Not in the classroom. The classroom is always great. Even when it’s not great, it’s great because there’s always the potential for discovery, for learning something we didn’t know before. I can't remember a week without saying, "I hadn't thought of it that way before."

But it is difficult to know something that’s provided so much meaning is coming to a close.

I am leaving voluntarily, but not by choice. As I’ve written previously, I cannot reconcile the work I believe to be so important with a system that functions to treat that work as disposable and its workers (some of them, anyway) as fungible.

Perhaps the comments of Secretary DeVos, our nation’s top education public servant declaring me an enemy of the First Amendment is another sign it is time to go. A woman who has purchased access to the levers of power through a kind of wealth that is hard for me to conceive believes that I am a threat to students.

It is not true, but it matters that someone in her position either believes it to be so, or is willing to use her statement as red meat for a partisan crowd. Like the press, I suppose I am now an enemy of the state.

The myth of liberal instructors brainwashing students is a handy political cudgel, but it is nonetheless, a myth. All those college-educated people successfully attending CPAC should be proof enough. That the evidence consistently demonstrates that professors do not have this sort of influence on their students should also matter, except it apparently doesn’t.

The myth is too useful to die.

I have never told a student what to think. Though, I have often required them to think. This is the core purpose of education. I use this quote from Cornel West as my guide:

I want to be able to engage in the grand calling of a Socratic teacher, which is not to persuade and convince students, but to unsettle and unnerve and maybe even unhouse a few students, so that they experience that wonderful vertigo and dizziness in recognizing at least for a moment that their world view rests on pudding, but then see that they have something to fall back on. It's the shaping and forming of critical sensibility. That, for me, is what the high calling of pedagogy really is.

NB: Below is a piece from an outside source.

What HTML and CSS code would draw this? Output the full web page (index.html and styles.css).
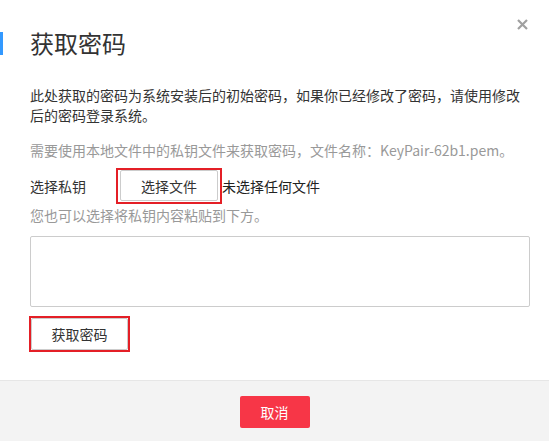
FILE: index.html
```html
<!DOCTYPE html>
<html lang="zh-CN">
<head>
<meta charset="utf-8">
<title>获取密码</title>
<link rel="stylesheet" href="styles.css">
</head>
<body>
<div class="dialog">
  <div class="header">
    <span class="bar"></span>
    <h1 class="title">获取密码</h1>
  </div>
  <span class="close" aria-label="关闭">
    <svg width="11" height="11" viewBox="0 0 11 11"><path d="M1 1L10 10M10 1L1 10" stroke="#a0a0a0" stroke-width="2.2" fill="none"/></svg>
  </span>
  <div class="content">
    <p class="desc">此处获取的密码为系统安装后的初始密码，如果你已经修改了密码，请使用修改后的密码登录系统。</p>
    <p class="hint">需要使用本地文件中的私钥文件来获取密码，文件名称：KeyPair-62b1.pem。</p>
    <div class="file-row">
      <span class="label">选择私钥</span>
      <span class="mark mark-file"><span class="btn btn-file">选择文件</span></span>
      <span class="no-file">未选择任何文件</span>
    </div>
    <p class="hint hint-paste">您也可以选择将私钥内容粘贴到下方。</p>
    <textarea class="key-input"></textarea>
    <span class="mark mark-get"><span class="btn btn-get">获取密码</span></span>
  </div>
  <div class="footer">
    <span class="btn-cancel">取消</span>
  </div>
</div>
</body>
</html>
```
FILE: styles.css
```css
* { box-sizing: border-box; }
html, body { margin: 0; padding: 0; background: #fff; }
body {
  font-family: "Noto Sans CJK SC", "Microsoft YaHei", sans-serif;
  font-size: 14px;
  color: #333;
}
.dialog { position: relative; min-height: 100vh; display: flex; flex-direction: column; }
.header {
  display: flex;
  align-items: center;
  height: 36px;
  margin-top: 25px;
}
.bar { width: 3px; height: 23px; background: #3399ff; }
.title {
  margin: 0 0 0 27px;
  font-size: 24px;
  font-weight: normal;
  line-height: 36px;
  color: #333;
}
.close {
  position: absolute;
  top: 19px;
  right: 21px;
  width: 11px;
  height: 11px;
  display: block;
}
.close svg { display: block; }
.content { padding: 0 20px 0 30px; display: flex; flex-direction: column; align-items: flex-start; }
.desc { margin: 24px 0 0; line-height: 20px; }
.hint { margin: 15px 0 0; line-height: 20px; color: #999; }
.file-row { display: flex; align-items: center; margin-top: 8px; height: 36px; }
.label { margin-right: 30px; }
.mark { display: inline-flex; border: 2px solid #e41f26; }
.mark-file { padding: 0 2px 1px 2px; }
.btn {
  display: inline-flex;
  align-items: center;
  justify-content: center;
  background: #fff;
  border: 1px solid #ccc;
  border-radius: 2px;
  color: #333;
}
.btn-file { width: 98px; height: 31px; }
.no-file { color: #222; }
.hint-paste { margin-top: 1px; }
.key-input {
  display: block;
  width: 500px;
  height: 71px;
  margin-top: 11px;
  border: 1px solid #ccc;
  border-radius: 2px;
  resize: none;
  font: inherit;
}
.mark-get { margin-top: 9px; margin-left: -1px; }
.btn-get { width: 97px; height: 32px; }
.footer {
  margin-top: 28px;
  flex: 1;
  background: #f3f3f3;
  border-top: 1px solid #e6e6e6;
  display: flex;
  justify-content: center;
  align-items: flex-start;
  padding-top: 15px;
}
.btn-cancel {
  display: inline-flex;
  align-items: center;
  justify-content: center;
  width: 70px;
  height: 32px;
  background: #f73647;
  color: #fff;
  border-radius: 2px;
}
```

I wonder if Secretary DeVos would find this statement objectionable. Perhaps so, since Dr. West identifies as a socialist. Perhaps we are also now in an era when it is unacceptable for faculty to ask students to think in a way that induces this “wonderful vertigo.” The challenge itself is akin to brainwashing, or attempted brainwashing as it were.

Of course, I have been subject to students revealing to me that my own world view “rests on pudding.” That knowledge can be provisional is the most humbling and awesome thing I’ve experienced working in education.

Anyone who has taught for as long as I have and talked with and listened to students is likely to have been far more influenced by them than vice versa. 

For example, I just recently referred to my childhood friends as my “squad,” as I was instructed to by my students. What other indignities will they force on me if I continue in the classroom? It’s a good thing I’m leaving before I start saying things like "whatevs" or "adorbs."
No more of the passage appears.